A: Yes, I wrote this story ahead of the expected descent of the dreaded computer Millennium Bug. It’s fascinating. Really well told. I actually came to a solid, defensible conclusion, at the end, about whose fault the whole fiasco was. I felt, at the time, that it was the best thing I’d ever written. The reporting was spectacular, I say modestly. Alas, the bug hit only with a mild splat, like a mosquito on a windshield, and the story, which envisioned disaster scenarios, plummeted to a deserved death online forever after.
—
This is Gene. I have an observation. It is a little unkind. It is very rare that I think respondents to a poll are misleading us, and/or themselves. I do today. I believe most people would drive if they felt a little buzzed from three beers. They’d be extra careful and cautious, but they’d drive home rather than … what? Leave the car and call an Uber, then get another Uber to get their car the same day? Same with multitasking in a car. Sosumi.
—
This is still Gene. I am calling us down. Thanks for the excellent Q’s and O’s. We need more, for Thursday. Please keep sending them here:
SWM seeks a female to donate (or sell) me some of her eggs. My plan is to fertilize them at a clinic to create 5 embryos. Then I’ll move to Alabama, where I’ll suddenly have 5 dependents to write off on my state and federal taxes for the rest of my life. Is this brilliant, or what?
DUDE! You'd have to move to ALABAMA and live there for the rest of your LIFE. It isn't worth it....
I watched the Shane Gillis monologue, and like you, Gene, I thought it was rather sweet. I have a sister with intellectual disabilities, although she doesn’t have chromosomal problems. She says some very funny things, mostly because she doesn’t have a filter.

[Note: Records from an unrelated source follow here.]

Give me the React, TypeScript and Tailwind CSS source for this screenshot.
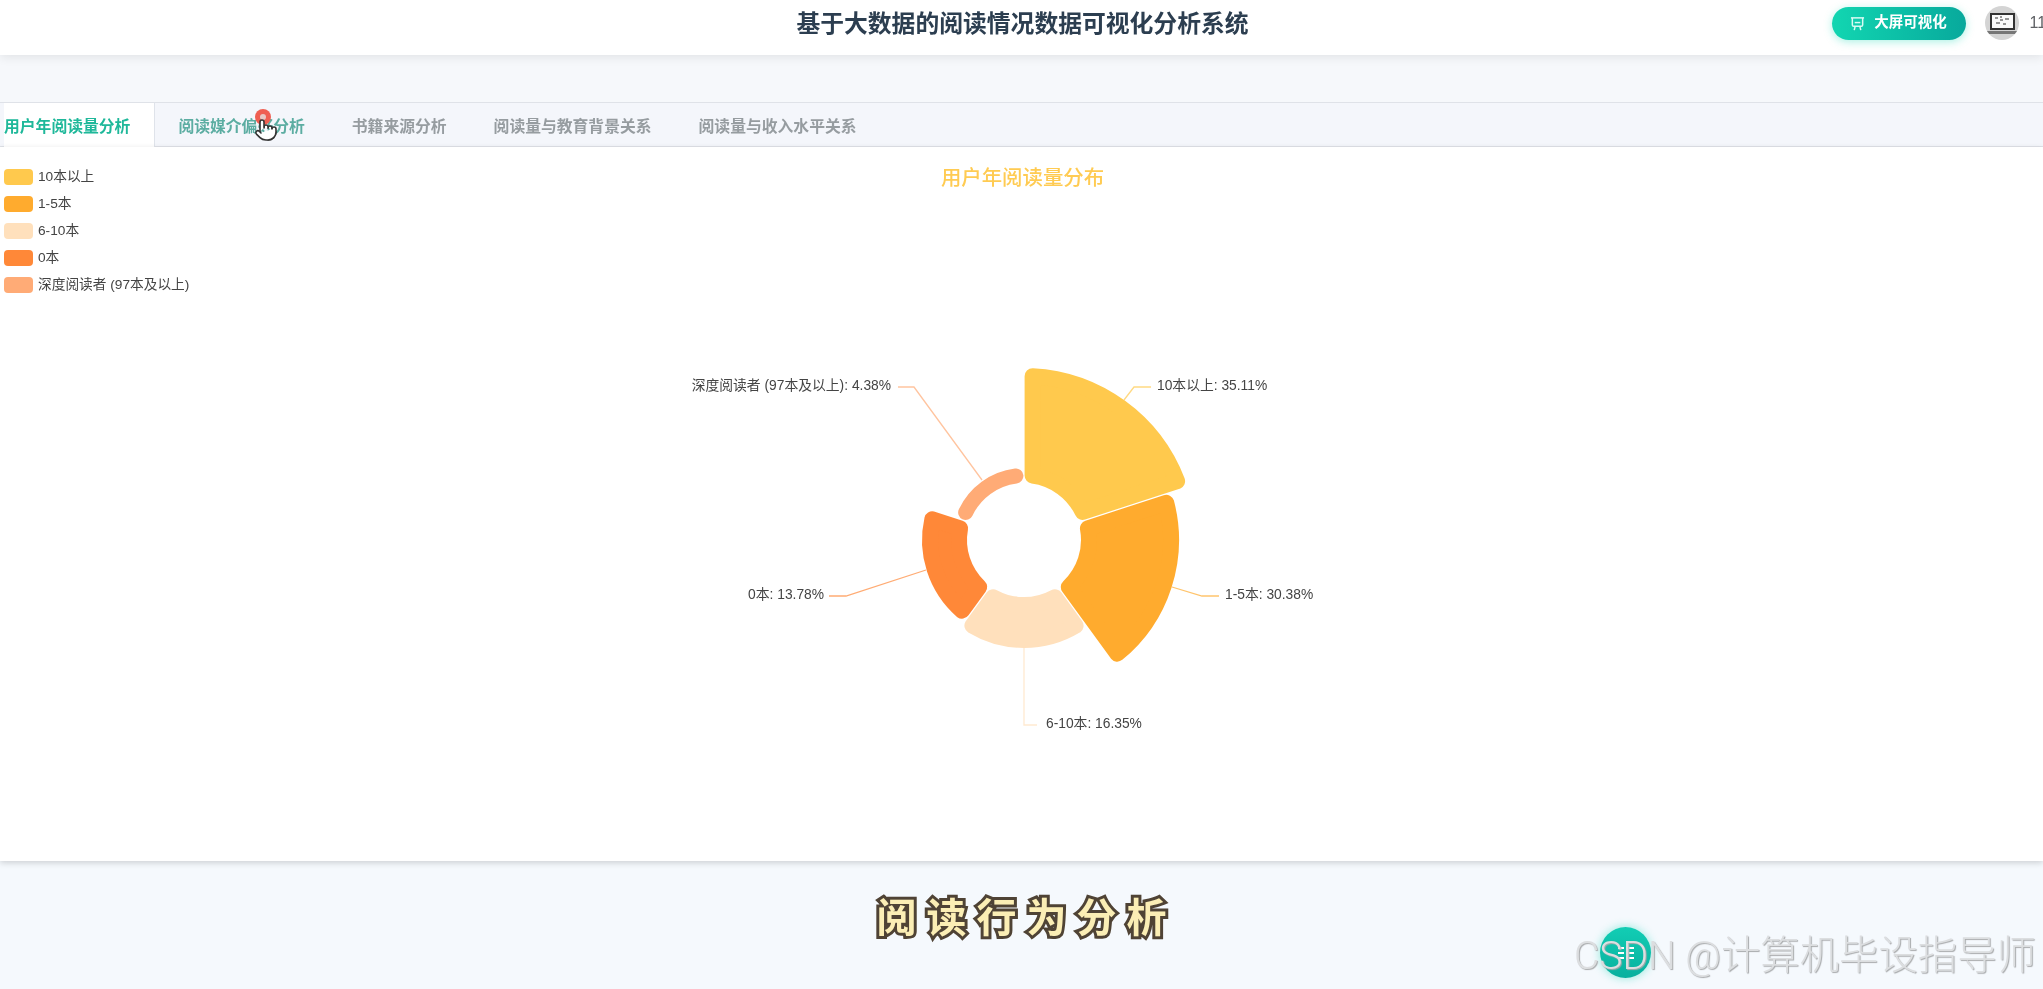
import { Pointer } from 'lucide-react';

const cx = 1024;
const cy = 540;
const inner = 57;

const slices = [
  { name: '10本以上', pct: '35.11%', color: '#ffc94d', r: 172, line: '1124,400 1134,387 1151,387', x: 1157, y: 386, anchor: 'start' },
  { name: '1-5本', pct: '30.38%', color: '#ffab2e', r: 155, line: '1172,587 1202,596 1219,596', x: 1225, y: 595, anchor: 'start' },
  { name: '6-10本', pct: '16.35%', color: '#ffe0bc', r: 108, line: '1024,647 1024,725 1037,725', x: 1046, y: 724, anchor: 'start' },
  { name: '0本', pct: '13.78%', color: '#ff8838', r: 102, line: '926,570 846,596 829,596', x: 824, y: 595, anchor: 'end' },
  { name: '深度阅读者 (97本及以上)', pct: '4.38%', color: '#ffab76', r: 72, line: '982,480 914,387 898,387', x: 891, y: 386, anchor: 'end' },
];

const legend = slices.map((s) => ({ name: s.name, color: s.color }));

const tabs = [
  { label: '用户年阅读量分析', cls: 'bg-white text-[#1fb89a] border-r border-[#dfe3ea] pr-[23.5px] ml-[4px]' },
  { label: '阅读媒介偏好分析', cls: 'text-[#5cada2] px-[23.5px]' },
  { label: '书籍来源分析', cls: 'text-[#969ca0] px-[23.5px]' },
  { label: '阅读量与教育背景关系', cls: 'text-[#969ca0] px-[23.5px]' },
  { label: '阅读量与收入水平关系', cls: 'text-[#969ca0] px-[23.5px]' },
];

function pt(r: number, a: number) {
  return `${(cx + r * Math.sin(a)).toFixed(2)} ${(cy - r * Math.cos(a)).toFixed(2)}`;
}

// rounded sector: inset the shape by the corner radius, then stroke it back out
function sectorPath(i: number, R: number) {
  const rc = Math.min(8, (R - inner) / 2);
  const ri = inner + rc;
  const ro = R - rc;
  const a0 = (i * 72 * Math.PI) / 180;
  const a1 = ((i + 1) * 72 * Math.PI) / 180;
  const gap = rc + 0.6;
  const di = Math.asin(gap / ri);
  const dout = Math.asin(gap / ro);
  return [
    `M ${pt(ri, a0 + di)}`,
    `L ${pt(ro, a0 + dout)}`,
    `A ${ro} ${ro} 0 0 1 ${pt(ro, a1 - dout)}`,
    `L ${pt(ri, a1 - di)}`,
    `A ${ri} ${ri} 0 0 0 ${pt(ri, a0 + di)}`,
    'Z',
  ].join(' ');
}

function ScreenIcon() {
  return (
    <svg width="15" height="15" viewBox="0 0 16 16" fill="none" stroke="#d9fbf3" strokeWidth="1.6">
      <path d="M1 2h14" />
      <path d="M2.5 2v7.5a1.5 1.5 0 0 0 1.500 1.500h8a1.500 1.500 0 0 0 1.500-1.500V2" />
      <path d="M5 7h6" />
      <path d="M5.500 11l-1 4M10.500 11l1 4" />
    </svg>
  );
}

function Avatar() {
  return (
    <div className="w-[34px] h-[34px] rounded-full bg-[#d4d4d4] overflow-hidden flex items-center justify-center">
      <svg width="34" height="34" viewBox="0 0 34 34">
        <rect x="5" y="7" width="25" height="17" fill="#333333" />
        <rect x="7" y="9" width="21" height="13" fill="#fafafa" />
        <path d="M10 12h3M15 11h2M20 13h4M11 17h4M18 18h3M15 14h3" stroke="#333" strokeWidth="1.100" />
        <rect x="2" y="25" width="30" height="3" fill="#777777" />
      </svg>
    </div>
  );
}

export default function App() {
  return (
    <div className="w-screen h-screen overflow-hidden flex flex-col bg-[#f6f8fb] blur-[0.4px] [font-family:'Liberation_Sans','Noto_Sans_CJK_SC',sans-serif]">
      <header className="relative z-10 h-[55px] shrink-0 bg-white shadow-[0_2px_10px_rgba(0,0,0,0.09)] grid grid-cols-[minmax(0,1fr)_auto_minmax(0,1fr)] items-center">
        <div />
        <h1 className="text-[23.8px] font-bold text-[#2c3e50] pb-[7px] pl-[2px]">基于大数据的阅读情况数据可视化分析系统</h1>
        <div className="flex items-center pl-[583px] pb-[9px]">
          <button className="w-[134px] h-[33px] shrink-0 rounded-full bg-gradient-to-r from-[#12d6b1] to-[#08a99c] shadow-[0_2px_8px_rgba(18,214,177,0.35)] flex items-center justify-center gap-[9px] text-white text-[14.5px] font-bold">
            <ScreenIcon />
            大屏可视化
          </button>
          <div className="ml-[19px] shrink-0">
            <Avatar />
          </div>
          <span className="ml-[11px] text-[16px] text-[#606266] shrink-0">111</span>
        </div>
      </header>

      <div className="h-[47px] shrink-0" />

      <nav className="relative h-[45px] shrink-0 flex bg-[#f4f6fb] border-t border-b border-[#dfe2e8]">
        {tabs.map((t) => (
          <div key={t.label} className={`flex items-center pt-[3px] text-[15.8px] font-bold -mb-px ${t.cls}`}>
            {t.label}
          </div>
        ))}
        <div className="absolute left-[255px] top-[6px] w-[16px] h-[16px] rounded-full bg-[#ef5f52] flex items-center justify-center">
          <div className="w-[6px] h-[6px] rounded-full bg-[#e8c8c4]" />
        </div>
        <Pointer className="absolute left-[254px] top-[15px]" size={24} fill="#ffffff" stroke="#333333" strokeWidth={1.6} />
      </nav>

      <main className="relative z-10 h-[714px] shrink-0 bg-white shadow-[0_2px_6px_rgba(0,0,0,0.16)] grid grid-cols-[minmax(0,1fr)_auto_minmax(0,1fr)] items-start">
        <svg className="absolute inset-0" width="2043" height="714" viewBox="0 147 2043 714">
          {slices.map((s, i) => {
            const rc = Math.min(8, (s.r - inner) / 2);
            return (
              <path key={s.name} d={sectorPath(i, s.r)} fill={s.color} stroke={s.color} strokeWidth={rc * 2} strokeLinejoin="round" strokeLinecap="round" />
            );
          })}
          {slices.map((s) => (
            <polyline key={s.name} points={s.line} fill="none" stroke={s.color} strokeOpacity="0.7" strokeWidth="1.300" />
          ))}
          {slices.map((s) => (
            <text key={s.name} x={s.x} y={s.y} fontSize="13.8" fill="#444444" textAnchor={s.anchor as 'start' | 'end'} dominantBaseline="middle">
              {s.name}: {s.pct}
            </text>
          ))}
        </svg>

        <ul className="relative flex flex-col gap-[11px] pt-[22px] pl-[4px]">
          {legend.map((l) => (
            <li key={l.name} className="flex items-center gap-[5px] h-[16px] text-[13.7px] text-[#444444]">
              <span className="w-[29px] h-[16px] rounded-[4px] shrink-0" style={{ backgroundColor: l.color }} />
              {l.name}
            </li>
          ))}
        </ul>
        <h2 className="relative pt-[17px] pl-[2px] text-[20.4px] leading-[28px] font-medium text-[#ffcb52]">用户年阅读量分布</h2>
        <div />
      </main>

      <footer className="relative flex-1 flex items-center justify-center pb-[14px] bg-[#f5f9fd]">
        <div className="text-[40px] font-bold tracking-[10px] pl-[10px] text-[#fbeeb5] [-webkit-text-stroke:6px_#4f4335] [paint-order:stroke_fill]">
          阅读行为分析
        </div>
        <div className="absolute right-[392px] top-[66px] w-[51px] h-[51px] rounded-full bg-gradient-to-b from-[#12cdb4] to-[#08b09e] shadow-[0_0_10px_rgba(18,214,177,0.45)] flex items-center justify-center">
          <svg width="20" height="18" viewBox="0 0 20 18" fill="#ffffff">
            <rect x="2" y="3" width="6" height="2" />
            <rect x="2" y="8" width="6" height="2" />
            <rect x="2" y="13" width="6" height="2" />
            <rect x="10" y="3" width="8" height="2" />
            <rect x="10" y="8" width="8" height="2" />
            <rect x="10" y="13" width="8" height="2" />
          </svg>
        </div>
        <div className="absolute right-[7px] top-[72px] leading-[44px] whitespace-nowrap text-[#dcdee0] [text-shadow:1px_1px_1px_#a8aaac] font-light">
          <span className="text-[39px] [font-family:Roboto,'Liberation_Sans',sans-serif]">CSDN @</span>
          <span className="text-[39.4px]">计算机毕设指导师</span>
        </div>
      </footer>
    </div>
  );
}
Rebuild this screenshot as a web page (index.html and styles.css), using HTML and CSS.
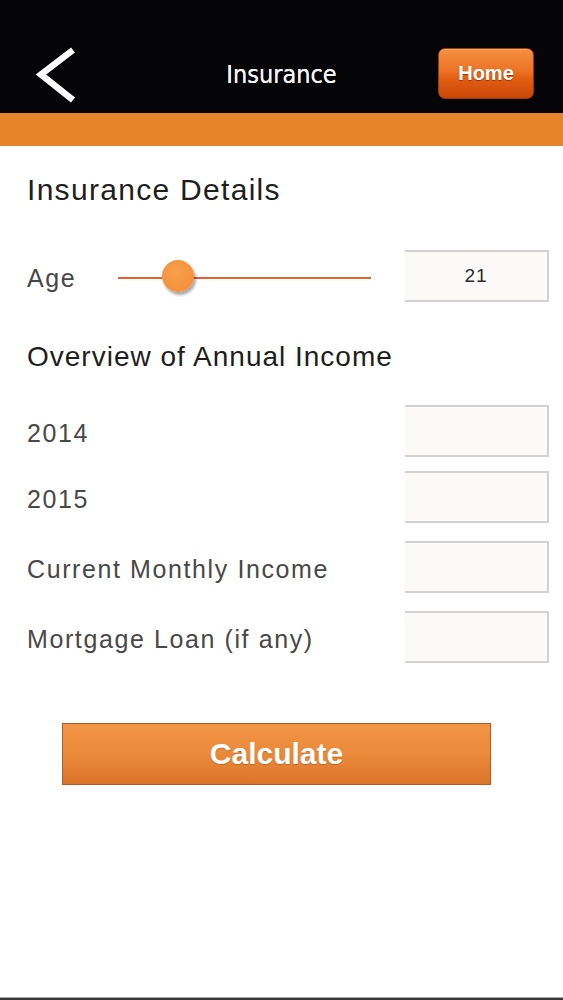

One year, the rabbi’s Yom Kippur sermon included the term “verdant.” She hissed in a stage whisper, “He said virgin!” That is funny to me, but people who don’t know anyone with intellectual disabilities might not think so. My granddaughter, who also has I.D. issues, recently announced to a planeload of people, “My dad farts a lot!” Embarrassing, but funny.
It’s the old story that I can tell Jewish jokes, but non-Jews had better not. Shane Gillis, as the uncle of a Down syndrome child that he obviously adores, can tell these stories, but those who do not have I.D. people in the family should not do so. Besides, they often don’t understand that I.D. folks are first and foremost people because they haven’t had a close enough relationship with anyone with I.D. It’s not punching down when he’s not punching.
It’s tough for our family to have two people with major special needs. It’s very expensive to give them what they need. And I’d rather have a healthy sister and healthy grandchild. But I don’t. I do, however, love them a lot and know it’s ok to laugh at their foibles when they’re funny.